WHAT THIS TASK INVOLVES:
Show all lines holding the string "styles".

DATA LINES:
# # # # #

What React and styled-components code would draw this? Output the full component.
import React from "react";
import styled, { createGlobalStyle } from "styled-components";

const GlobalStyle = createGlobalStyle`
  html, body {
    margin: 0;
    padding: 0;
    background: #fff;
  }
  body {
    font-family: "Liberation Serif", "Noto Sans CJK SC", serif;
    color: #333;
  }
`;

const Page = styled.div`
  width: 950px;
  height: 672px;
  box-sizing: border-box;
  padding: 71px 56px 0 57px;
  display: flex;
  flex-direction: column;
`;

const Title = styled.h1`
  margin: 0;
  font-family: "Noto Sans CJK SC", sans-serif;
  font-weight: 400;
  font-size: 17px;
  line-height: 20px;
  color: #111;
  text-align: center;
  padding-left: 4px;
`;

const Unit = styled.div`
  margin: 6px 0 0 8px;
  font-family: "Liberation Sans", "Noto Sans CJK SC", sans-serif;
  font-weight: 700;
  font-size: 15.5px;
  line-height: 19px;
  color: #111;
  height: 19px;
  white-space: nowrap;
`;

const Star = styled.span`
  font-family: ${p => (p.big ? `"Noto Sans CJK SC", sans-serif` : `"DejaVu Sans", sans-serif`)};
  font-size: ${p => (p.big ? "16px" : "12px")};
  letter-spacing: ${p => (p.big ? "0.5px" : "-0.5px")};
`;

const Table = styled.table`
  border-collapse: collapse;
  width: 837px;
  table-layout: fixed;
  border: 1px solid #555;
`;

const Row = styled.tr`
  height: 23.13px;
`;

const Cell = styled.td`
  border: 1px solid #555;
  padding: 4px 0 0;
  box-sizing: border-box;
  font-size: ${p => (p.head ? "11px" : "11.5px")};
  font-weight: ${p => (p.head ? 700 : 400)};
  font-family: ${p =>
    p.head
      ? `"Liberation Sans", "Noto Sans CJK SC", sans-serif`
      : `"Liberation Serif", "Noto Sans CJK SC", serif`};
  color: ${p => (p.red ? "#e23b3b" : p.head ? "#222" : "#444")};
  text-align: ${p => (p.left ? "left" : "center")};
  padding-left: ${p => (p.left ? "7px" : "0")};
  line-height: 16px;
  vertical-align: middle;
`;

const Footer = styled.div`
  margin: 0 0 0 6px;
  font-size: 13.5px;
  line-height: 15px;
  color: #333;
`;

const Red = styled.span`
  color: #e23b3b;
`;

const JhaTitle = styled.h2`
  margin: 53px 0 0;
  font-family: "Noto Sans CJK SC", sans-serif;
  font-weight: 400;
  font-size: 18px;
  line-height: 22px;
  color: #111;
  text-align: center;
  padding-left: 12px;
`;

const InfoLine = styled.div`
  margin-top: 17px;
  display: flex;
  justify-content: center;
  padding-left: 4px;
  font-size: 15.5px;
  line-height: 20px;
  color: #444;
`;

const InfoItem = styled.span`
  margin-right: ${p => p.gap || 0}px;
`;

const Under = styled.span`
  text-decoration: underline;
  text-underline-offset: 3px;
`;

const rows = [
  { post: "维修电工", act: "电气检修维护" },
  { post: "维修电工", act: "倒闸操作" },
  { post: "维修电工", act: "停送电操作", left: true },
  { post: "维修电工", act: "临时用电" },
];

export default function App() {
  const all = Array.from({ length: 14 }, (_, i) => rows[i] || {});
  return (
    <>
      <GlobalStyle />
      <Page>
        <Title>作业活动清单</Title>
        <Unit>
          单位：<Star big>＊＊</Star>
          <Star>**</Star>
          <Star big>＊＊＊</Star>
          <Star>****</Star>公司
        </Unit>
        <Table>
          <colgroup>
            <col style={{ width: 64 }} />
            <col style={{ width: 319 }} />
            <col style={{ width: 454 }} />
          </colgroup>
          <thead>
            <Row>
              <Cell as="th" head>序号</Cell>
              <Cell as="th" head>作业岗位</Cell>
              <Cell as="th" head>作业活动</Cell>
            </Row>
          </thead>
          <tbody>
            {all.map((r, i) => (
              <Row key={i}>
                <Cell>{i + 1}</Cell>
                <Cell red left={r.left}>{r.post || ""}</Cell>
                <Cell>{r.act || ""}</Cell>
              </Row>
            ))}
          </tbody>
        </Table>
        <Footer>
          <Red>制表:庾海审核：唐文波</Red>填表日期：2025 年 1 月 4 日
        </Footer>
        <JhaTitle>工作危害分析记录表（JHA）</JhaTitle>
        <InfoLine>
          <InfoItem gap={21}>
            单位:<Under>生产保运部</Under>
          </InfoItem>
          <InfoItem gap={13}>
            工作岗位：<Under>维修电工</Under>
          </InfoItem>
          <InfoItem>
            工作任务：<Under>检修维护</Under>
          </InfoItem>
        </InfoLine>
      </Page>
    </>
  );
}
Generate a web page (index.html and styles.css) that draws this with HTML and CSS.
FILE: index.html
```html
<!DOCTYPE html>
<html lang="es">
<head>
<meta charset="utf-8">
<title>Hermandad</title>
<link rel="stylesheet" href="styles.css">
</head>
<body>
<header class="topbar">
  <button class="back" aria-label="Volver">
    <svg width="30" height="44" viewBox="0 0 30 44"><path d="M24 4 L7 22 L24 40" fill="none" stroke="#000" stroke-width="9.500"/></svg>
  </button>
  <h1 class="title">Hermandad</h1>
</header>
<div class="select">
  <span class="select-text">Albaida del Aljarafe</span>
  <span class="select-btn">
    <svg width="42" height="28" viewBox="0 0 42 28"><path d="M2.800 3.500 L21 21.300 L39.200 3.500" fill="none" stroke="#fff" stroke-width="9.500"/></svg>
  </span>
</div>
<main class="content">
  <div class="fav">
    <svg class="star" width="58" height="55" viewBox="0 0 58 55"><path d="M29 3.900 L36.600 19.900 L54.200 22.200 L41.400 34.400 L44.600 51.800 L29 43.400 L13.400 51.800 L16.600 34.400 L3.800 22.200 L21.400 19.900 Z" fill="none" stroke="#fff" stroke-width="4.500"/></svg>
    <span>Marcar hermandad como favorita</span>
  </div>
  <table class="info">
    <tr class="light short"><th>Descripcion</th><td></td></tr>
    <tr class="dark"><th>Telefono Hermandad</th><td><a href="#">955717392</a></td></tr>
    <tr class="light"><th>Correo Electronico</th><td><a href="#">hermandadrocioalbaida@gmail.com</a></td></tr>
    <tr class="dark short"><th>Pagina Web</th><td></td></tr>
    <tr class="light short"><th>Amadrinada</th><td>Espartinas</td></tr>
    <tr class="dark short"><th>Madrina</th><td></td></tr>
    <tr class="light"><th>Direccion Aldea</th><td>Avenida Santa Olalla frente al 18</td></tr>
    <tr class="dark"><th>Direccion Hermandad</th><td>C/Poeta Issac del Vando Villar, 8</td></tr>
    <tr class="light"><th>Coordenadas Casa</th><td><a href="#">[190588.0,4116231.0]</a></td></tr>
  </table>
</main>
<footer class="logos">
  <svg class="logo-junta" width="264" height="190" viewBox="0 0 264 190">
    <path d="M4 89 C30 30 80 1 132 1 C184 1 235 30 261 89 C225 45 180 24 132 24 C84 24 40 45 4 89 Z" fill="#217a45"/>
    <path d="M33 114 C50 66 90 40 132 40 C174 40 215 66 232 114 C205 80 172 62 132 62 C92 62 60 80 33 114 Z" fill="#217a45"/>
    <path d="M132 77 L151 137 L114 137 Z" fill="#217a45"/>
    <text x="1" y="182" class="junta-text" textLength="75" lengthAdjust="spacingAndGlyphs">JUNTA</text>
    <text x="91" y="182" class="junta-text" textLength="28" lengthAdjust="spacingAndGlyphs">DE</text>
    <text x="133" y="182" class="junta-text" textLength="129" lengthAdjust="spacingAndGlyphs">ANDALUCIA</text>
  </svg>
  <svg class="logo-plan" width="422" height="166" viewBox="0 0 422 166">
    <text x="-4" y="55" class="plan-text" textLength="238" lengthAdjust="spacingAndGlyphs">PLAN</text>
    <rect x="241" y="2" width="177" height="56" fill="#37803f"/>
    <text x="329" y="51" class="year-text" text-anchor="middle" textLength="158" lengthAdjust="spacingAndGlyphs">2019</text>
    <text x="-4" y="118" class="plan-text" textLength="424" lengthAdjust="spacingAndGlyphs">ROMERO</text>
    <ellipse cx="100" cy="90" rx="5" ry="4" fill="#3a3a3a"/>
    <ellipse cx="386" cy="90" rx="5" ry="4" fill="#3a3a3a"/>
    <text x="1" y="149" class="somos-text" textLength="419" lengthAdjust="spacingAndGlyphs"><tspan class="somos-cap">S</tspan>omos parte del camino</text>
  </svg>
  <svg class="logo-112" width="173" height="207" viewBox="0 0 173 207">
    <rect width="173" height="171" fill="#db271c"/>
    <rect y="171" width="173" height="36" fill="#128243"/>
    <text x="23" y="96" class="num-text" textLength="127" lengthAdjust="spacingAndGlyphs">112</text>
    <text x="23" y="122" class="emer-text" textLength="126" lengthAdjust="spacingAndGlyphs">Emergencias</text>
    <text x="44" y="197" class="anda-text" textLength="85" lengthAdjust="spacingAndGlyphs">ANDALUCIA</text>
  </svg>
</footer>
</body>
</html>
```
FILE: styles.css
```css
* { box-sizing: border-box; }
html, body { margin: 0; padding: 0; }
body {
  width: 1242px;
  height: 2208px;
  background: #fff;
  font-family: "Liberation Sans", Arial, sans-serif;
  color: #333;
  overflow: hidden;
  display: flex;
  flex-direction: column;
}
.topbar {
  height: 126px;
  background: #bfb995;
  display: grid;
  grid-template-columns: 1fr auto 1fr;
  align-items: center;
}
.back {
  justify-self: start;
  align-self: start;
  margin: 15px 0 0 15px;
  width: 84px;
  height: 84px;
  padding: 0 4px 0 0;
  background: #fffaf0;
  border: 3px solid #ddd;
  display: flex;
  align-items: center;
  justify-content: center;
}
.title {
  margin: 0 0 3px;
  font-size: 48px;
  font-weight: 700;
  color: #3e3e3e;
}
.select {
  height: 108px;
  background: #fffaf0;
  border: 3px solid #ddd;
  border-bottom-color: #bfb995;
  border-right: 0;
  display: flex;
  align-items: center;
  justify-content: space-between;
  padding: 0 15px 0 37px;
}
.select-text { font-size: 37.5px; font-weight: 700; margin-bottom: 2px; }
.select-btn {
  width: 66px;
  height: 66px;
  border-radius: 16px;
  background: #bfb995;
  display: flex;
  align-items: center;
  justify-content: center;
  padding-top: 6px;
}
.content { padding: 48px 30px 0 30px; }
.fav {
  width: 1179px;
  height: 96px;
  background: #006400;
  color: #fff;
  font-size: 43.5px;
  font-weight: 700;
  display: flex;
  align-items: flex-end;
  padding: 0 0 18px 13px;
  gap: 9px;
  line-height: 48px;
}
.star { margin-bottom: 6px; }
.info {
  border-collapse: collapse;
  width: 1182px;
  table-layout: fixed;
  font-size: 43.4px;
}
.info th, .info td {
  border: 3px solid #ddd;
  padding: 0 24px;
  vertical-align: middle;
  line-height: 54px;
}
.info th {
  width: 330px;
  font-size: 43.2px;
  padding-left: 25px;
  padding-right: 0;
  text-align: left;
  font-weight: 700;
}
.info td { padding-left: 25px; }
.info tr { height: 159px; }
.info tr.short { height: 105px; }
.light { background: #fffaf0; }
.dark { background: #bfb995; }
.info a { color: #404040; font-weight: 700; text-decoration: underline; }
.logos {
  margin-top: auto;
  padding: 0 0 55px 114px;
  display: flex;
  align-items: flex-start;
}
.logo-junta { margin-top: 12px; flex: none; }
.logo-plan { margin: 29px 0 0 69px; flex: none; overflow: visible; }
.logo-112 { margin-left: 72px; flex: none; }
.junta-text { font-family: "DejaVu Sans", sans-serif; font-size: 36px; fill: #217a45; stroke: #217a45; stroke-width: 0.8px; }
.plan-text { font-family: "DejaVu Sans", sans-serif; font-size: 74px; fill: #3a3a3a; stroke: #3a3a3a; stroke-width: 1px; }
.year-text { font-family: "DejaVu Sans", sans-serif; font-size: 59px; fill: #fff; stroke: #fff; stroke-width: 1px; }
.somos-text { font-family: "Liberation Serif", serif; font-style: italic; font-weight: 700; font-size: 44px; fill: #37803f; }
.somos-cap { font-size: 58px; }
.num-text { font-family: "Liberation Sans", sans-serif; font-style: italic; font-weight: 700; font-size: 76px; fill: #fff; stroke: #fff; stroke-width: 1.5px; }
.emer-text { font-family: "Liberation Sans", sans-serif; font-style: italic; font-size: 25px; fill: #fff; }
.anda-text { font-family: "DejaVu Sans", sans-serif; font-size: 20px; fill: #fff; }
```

# # # # #

WRITTEN SOLUTION:
Generate a web page (index.html and styles.css) that draws this with HTML and CSS.
<link rel="stylesheet" href="styles.css">
FILE: styles.css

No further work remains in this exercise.